La Russie peut-elle encore y échapper ?
"Il n'y a pas de fondement pour un réel défaut", a balayé le porte-parole du Kremlin, Dmitri Peskov, interrogé lors d'un point-presse mercredi. Et d'affirmer que "la Russie avait toutes les ressources nécessaires pour honorer ses dettes". Le ministère russe des Finances a pour sa part mis en garde mercredi les créanciers de pays "inamicaux" : l'argent leur sera remboursé en roubles déposés sur un compte russe et ils ne pourront convertir ces roubles qu'à condition que les fonds de la Russie à l'étranger soient débloqués. Selon Elina Ribakova, de l'Institut de Finance Internationale à Washington, il s'agit pour Moscou de "montrer qu'ils peuvent payer".

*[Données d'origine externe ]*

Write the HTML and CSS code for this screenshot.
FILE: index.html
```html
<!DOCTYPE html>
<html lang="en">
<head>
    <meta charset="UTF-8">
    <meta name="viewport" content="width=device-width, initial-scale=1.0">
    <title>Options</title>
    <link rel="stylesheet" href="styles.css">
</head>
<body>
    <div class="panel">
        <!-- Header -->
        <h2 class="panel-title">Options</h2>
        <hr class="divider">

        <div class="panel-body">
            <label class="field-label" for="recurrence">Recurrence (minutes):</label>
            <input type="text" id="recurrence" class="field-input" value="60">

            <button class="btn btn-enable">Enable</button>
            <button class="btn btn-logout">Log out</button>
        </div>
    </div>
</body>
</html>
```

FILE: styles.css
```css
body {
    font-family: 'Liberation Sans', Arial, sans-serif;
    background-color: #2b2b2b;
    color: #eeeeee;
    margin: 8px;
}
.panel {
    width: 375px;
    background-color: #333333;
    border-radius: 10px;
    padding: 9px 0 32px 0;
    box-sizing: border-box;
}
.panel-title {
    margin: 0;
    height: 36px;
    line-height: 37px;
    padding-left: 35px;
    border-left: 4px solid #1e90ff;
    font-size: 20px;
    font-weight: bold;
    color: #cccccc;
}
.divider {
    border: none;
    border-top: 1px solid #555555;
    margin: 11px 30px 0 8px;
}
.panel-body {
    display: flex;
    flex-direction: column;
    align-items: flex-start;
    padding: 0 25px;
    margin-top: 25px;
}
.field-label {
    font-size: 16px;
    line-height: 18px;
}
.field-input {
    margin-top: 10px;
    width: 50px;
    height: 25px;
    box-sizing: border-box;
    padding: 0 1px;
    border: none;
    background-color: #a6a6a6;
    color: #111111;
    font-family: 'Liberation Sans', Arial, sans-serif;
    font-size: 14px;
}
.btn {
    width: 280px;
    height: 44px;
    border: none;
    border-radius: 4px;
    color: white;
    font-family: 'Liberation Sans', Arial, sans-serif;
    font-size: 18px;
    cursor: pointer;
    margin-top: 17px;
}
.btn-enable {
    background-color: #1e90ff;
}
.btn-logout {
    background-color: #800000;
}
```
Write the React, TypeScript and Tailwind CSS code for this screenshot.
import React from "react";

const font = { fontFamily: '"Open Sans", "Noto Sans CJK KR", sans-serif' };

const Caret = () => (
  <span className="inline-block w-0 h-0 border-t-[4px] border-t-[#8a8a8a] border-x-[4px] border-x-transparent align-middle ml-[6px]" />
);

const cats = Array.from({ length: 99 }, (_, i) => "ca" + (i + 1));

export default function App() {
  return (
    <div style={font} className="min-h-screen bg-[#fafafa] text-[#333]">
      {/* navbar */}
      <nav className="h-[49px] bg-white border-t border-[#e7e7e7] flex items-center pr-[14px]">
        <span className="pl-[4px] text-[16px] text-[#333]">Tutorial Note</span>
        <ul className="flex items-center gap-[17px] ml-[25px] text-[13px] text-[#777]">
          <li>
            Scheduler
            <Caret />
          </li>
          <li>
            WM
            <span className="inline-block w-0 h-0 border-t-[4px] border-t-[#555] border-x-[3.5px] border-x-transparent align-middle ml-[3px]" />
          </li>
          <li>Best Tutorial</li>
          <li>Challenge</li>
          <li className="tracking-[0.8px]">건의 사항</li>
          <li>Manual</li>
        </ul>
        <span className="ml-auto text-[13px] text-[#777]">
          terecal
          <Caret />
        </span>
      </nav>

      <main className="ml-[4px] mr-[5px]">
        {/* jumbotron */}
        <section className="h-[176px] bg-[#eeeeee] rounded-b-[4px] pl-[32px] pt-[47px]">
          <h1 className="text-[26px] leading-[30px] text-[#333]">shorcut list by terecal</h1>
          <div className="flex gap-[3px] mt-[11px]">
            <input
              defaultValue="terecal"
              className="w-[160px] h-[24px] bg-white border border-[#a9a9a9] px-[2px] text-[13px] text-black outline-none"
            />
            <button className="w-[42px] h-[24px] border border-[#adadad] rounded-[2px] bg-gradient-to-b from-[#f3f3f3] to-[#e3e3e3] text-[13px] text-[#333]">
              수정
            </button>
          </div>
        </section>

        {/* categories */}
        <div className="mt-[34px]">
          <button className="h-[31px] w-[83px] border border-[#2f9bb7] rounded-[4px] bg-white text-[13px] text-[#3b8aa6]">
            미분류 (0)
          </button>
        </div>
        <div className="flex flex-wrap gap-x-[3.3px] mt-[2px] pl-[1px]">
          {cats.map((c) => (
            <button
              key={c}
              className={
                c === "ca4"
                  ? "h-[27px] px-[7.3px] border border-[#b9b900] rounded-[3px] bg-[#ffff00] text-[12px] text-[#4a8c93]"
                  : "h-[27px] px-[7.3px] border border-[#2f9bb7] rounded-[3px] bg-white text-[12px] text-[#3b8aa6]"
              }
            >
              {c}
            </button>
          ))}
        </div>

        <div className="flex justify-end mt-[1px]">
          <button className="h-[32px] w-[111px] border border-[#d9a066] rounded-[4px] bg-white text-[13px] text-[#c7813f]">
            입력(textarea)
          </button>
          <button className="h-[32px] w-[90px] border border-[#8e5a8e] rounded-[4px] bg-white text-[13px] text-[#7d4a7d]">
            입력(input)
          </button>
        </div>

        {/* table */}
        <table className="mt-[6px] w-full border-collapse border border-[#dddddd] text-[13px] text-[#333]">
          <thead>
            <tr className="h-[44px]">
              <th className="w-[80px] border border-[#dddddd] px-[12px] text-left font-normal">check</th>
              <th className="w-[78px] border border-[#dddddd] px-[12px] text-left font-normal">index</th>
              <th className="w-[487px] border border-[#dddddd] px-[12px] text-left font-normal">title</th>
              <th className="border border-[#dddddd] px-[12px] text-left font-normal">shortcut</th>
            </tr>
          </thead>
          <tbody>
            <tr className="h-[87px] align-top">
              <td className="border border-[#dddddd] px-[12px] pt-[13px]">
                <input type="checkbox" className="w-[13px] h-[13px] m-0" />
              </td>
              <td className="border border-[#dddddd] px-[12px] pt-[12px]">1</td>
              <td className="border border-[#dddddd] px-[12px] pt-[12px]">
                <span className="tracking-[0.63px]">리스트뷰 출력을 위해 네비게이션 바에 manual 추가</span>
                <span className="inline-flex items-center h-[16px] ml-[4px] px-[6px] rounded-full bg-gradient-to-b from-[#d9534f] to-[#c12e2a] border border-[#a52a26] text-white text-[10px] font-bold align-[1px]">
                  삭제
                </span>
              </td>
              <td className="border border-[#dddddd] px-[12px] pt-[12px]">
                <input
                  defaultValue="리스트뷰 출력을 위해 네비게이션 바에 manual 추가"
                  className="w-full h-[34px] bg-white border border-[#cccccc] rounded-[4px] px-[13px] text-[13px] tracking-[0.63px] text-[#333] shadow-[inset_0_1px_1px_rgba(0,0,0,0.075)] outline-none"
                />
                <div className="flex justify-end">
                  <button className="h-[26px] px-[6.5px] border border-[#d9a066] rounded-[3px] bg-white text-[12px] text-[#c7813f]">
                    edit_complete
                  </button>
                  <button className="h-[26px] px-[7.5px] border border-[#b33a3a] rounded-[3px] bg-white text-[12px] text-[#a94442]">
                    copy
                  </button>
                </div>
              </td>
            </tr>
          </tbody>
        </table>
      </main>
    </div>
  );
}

"L'Etat russe, comme de nombreuses entreprises russes, sont poussés à un défaut technique, un événement sans précédent", explique à l'AFP Slim Souissi, spécialiste des banques et des défaillances des Etats. "Le remboursement doit se faire dans des conditions qui sont au moins aussi favorables que ce qui a été initialement convenu", précise-t-il. Or, "dans la mesure où le remboursement est en roubles, alors que le contrat obligataire stipulait un remboursement en dollars uniquement, cela peut être considéré comme un défaut de paiement".
"Théoriquement", les créanciers peuvent "intenter une action en justice contre l'Etat russe pour se faire rembourser", selon Slim Souissi. Même si les marges de manœuvre semblent assez réduites. La Russie pourrait également faire contester tout défaut de paiement devant les tribunaux au motif qu'elle a été empêchée d'honorer sa dette étrangère par les sanctions financières prises à son encontre.

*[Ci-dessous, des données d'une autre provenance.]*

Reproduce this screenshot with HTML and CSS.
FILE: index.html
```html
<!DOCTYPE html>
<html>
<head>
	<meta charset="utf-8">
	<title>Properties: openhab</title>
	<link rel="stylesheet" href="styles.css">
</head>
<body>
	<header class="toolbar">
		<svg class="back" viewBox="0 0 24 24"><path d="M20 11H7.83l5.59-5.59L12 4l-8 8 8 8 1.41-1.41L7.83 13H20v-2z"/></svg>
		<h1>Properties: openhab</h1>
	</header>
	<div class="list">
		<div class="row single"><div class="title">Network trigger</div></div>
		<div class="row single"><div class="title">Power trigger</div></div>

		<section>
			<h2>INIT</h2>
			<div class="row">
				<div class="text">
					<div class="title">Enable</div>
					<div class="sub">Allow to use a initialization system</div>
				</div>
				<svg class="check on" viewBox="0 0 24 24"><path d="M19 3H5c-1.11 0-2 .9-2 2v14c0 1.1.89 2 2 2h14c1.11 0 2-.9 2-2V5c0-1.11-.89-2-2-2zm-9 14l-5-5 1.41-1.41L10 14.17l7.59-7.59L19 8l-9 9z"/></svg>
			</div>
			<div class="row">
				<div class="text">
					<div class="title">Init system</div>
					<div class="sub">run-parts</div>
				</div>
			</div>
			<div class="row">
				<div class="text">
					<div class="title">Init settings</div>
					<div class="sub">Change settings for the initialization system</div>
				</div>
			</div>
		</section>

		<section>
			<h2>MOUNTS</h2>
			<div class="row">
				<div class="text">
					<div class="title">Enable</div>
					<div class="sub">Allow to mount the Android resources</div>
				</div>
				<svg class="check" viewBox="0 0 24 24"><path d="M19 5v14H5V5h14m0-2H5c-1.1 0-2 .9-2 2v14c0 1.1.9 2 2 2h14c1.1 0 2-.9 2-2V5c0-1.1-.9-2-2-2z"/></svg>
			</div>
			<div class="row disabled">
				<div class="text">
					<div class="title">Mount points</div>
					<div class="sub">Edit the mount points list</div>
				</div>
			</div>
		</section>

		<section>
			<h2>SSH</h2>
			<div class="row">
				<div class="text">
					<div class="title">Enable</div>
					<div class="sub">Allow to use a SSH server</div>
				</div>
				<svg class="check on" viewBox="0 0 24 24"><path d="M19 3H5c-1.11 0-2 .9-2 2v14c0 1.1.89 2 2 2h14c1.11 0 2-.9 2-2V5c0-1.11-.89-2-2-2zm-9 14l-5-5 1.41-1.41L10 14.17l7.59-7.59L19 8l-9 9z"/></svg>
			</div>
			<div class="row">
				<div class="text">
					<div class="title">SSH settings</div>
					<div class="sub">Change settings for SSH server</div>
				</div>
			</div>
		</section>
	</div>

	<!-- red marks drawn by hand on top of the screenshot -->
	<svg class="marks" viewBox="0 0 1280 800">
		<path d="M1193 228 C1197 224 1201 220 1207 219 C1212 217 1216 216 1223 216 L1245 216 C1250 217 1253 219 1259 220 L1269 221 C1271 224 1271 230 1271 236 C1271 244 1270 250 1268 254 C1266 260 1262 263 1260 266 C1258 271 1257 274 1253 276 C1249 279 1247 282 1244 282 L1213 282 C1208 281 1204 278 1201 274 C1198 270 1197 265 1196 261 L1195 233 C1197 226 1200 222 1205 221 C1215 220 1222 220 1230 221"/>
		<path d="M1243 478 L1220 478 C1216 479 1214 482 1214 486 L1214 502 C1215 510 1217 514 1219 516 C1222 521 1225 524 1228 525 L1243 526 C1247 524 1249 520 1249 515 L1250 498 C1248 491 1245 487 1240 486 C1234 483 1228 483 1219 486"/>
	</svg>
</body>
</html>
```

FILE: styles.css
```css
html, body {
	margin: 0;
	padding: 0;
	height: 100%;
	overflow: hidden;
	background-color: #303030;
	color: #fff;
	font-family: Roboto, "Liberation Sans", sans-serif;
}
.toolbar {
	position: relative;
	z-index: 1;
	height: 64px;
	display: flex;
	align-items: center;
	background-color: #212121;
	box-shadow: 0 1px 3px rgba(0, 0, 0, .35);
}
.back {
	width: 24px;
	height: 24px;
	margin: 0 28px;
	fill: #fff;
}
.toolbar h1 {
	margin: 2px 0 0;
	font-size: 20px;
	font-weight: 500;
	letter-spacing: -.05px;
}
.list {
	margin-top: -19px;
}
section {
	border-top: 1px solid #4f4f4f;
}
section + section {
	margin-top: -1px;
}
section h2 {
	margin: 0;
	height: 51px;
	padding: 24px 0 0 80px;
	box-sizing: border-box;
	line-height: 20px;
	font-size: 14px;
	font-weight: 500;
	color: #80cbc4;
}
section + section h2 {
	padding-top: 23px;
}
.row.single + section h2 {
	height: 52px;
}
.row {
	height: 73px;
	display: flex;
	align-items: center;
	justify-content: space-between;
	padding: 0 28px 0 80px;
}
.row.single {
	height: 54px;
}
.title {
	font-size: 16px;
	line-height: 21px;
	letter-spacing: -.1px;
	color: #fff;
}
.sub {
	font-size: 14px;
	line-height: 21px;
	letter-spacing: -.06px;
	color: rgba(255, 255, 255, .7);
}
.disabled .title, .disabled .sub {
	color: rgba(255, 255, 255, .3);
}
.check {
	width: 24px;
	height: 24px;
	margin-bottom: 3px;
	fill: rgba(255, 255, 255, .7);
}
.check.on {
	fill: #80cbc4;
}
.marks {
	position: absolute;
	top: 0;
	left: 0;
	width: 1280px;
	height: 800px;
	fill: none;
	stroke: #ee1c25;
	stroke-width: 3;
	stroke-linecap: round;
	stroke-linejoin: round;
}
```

En pratique, le sort de la Russie est entre les mains de l'administration américaine. Le Trésor lui a accordé un droit exceptionnel de puiser dans ses réserves en dollars gelées à l'étranger, cette licence pourrait être renouvelée à la fin mai. "Si cela n'était pas le cas, la probabilité d'un défaut serait alors beaucoup plus forte", analyse sur RFI la consultante Anne-Laure Kiechel, une spécialiste de la dette des Etats.